>> BEGIN SUPPLIED DATA

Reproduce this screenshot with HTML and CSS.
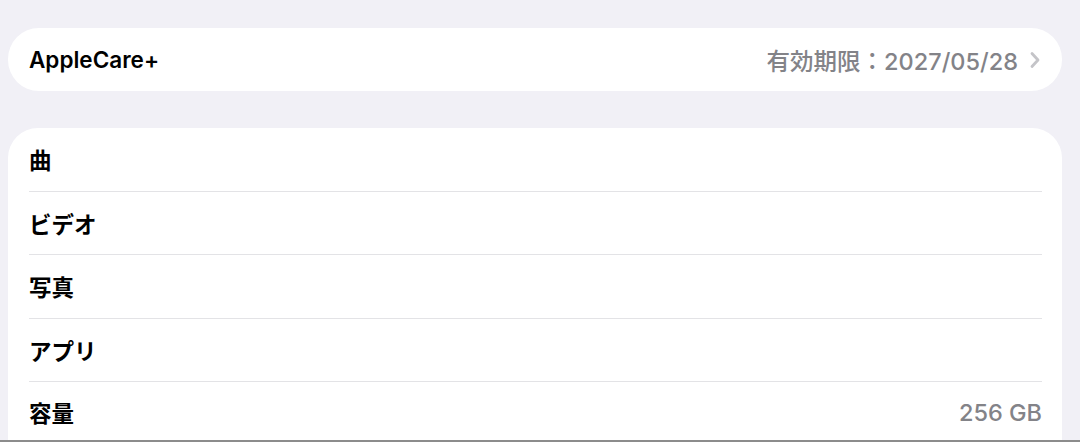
FILE: index.html
```html
<!DOCTYPE html>
<html lang="ja">
<head>
  <meta charset="UTF-8">
  <title>情報</title>
  <link rel="stylesheet" href="styles.css">
</head>
<body>
  <div class="page">
    <!-- AppleCare -->
    <div class="card single">
      <div class="row">
        <span class="label">AppleCare+</span>
        <span class="value">有効期限：2027/05/28</span>
        <svg class="chevron" width="12" height="18" viewBox="0 0 12 18">
          <path d="M3 2.5 L9 9 L3 15.5" fill="none" stroke="#c4c4c8" stroke-width="2.8" stroke-linecap="round" stroke-linejoin="round"/>
        </svg>
      </div>
    </div>

    <!-- 内訳 -->
    <div class="card list">
      <div class="row"><span class="label">曲</span></div>
      <div class="row"><span class="label">ビデオ</span></div>
      <div class="row"><span class="label">写真</span></div>
      <div class="row"><span class="label">アプリ</span></div>
      <div class="row"><span class="label">容量</span><span class="value">256 GB</span></div>
    </div>
  </div>
  <div class="bottom-line"></div>
</body>
</html>
```

FILE: styles.css
```css
* { box-sizing: border-box; }
html, body {
  margin: 0;
  height: 100%;
  overflow: hidden;
}
body {
  background: #f1f0f6;
  font-family: Inter, "Noto Sans CJK JP", sans-serif;
  color: #000;
  position: relative;
}

.page {
  padding: 28px 18px 0 8px;
  display: flex;
  flex-direction: column;
  gap: 37px;
}

.card {
  background: #fff;
  border-radius: 31px;
}

.card.list {
  border-radius: 30px 30px 0 0;
}

.row {
  height: 63.5px;
  margin: 0 20px 0 21px;
  display: flex;
  align-items: center;
  font-size: 22.5px;
  border-bottom: 1px solid #e3e3e6;
}
.card.single .row { height: 63px; border-bottom: none; }
.card.list .row:last-child { border-bottom: none; height: 60px; }

.label {
  font-weight: 600;
  flex: 1;
}

.value {
  color: #838388;
  font-size: 23.5px;
  font-weight: 500;
}

.chevron {
  margin-left: 11px;
  margin-right: 1px;
}

.bottom-line {
  position: absolute;
  left: 0;
  right: 0;
  bottom: 0;
  height: 2px;
  background: #8c8c8c;
}
```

>> END SUPPLIED DATA

» SET TASK:
Leaving the pictures aside, transcribe the entire listing exactly.

» CORRECT RESULT:
Reproduce this screenshot with HTML and CSS.
FILE: index.html
```html
<!DOCTYPE html>
<html lang="ja">
<head>
  <meta charset="UTF-8">
  <title>情報</title>
  <link rel="stylesheet" href="styles.css">
</head>
<body>
  <div class="page">
    <!-- AppleCare -->
    <div class="card single">
      <div class="row">
        <span class="label">AppleCare+</span>
        <span class="value">有効期限：2027/05/28</span>
        <svg class="chevron" width="12" height="18" viewBox="0 0 12 18">
          <path d="M3 2.5 L9 9 L3 15.5" fill="none" stroke="#c4c4c8" stroke-width="2.8" stroke-linecap="round" stroke-linejoin="round"/>
        </svg>
      </div>
    </div>

    <!-- 内訳 -->
    <div class="card list">
      <div class="row"><span class="label">曲</span></div>
      <div class="row"><span class="label">ビデオ</span></div>
      <div class="row"><span class="label">写真</span></div>
      <div class="row"><span class="label">アプリ</span></div>
      <div class="row"><span class="label">容量</span><span class="value">256 GB</span></div>
    </div>
  </div>
  <div class="bottom-line"></div>
</body>
</html>
```

FILE: styles.css
```css
* { box-sizing: border-box; }
html, body {
  margin: 0;
  height: 100%;
  overflow: hidden;
}
body {
  background: #f1f0f6;
  font-family: Inter, "Noto Sans CJK JP", sans-serif;
  color: #000;
  position: relative;
}

.page {
  padding: 28px 18px 0 8px;
  display: flex;
  flex-direction: column;
  gap: 37px;
}

.card {
  background: #fff;
  border-radius: 31px;
}

.card.list {
  border-radius: 30px 30px 0 0;
}

.row {
  height: 63.5px;
  margin: 0 20px 0 21px;
  display: flex;
  align-items: center;
  font-size: 22.5px;
  border-bottom: 1px solid #e3e3e6;
}
.card.single .row { height: 63px; border-bottom: none; }
.card.list .row:last-child { border-bottom: none; height: 60px; }

.label {
  font-weight: 600;
  flex: 1;
}

.value {
  color: #838388;
  font-size: 23.5px;
  font-weight: 500;
}

.chevron {
  margin-left: 11px;
  margin-right: 1px;
}

.bottom-line {
  position: absolute;
  left: 0;
  right: 0;
  bottom: 0;
  height: 2px;
  background: #8c8c8c;
}
```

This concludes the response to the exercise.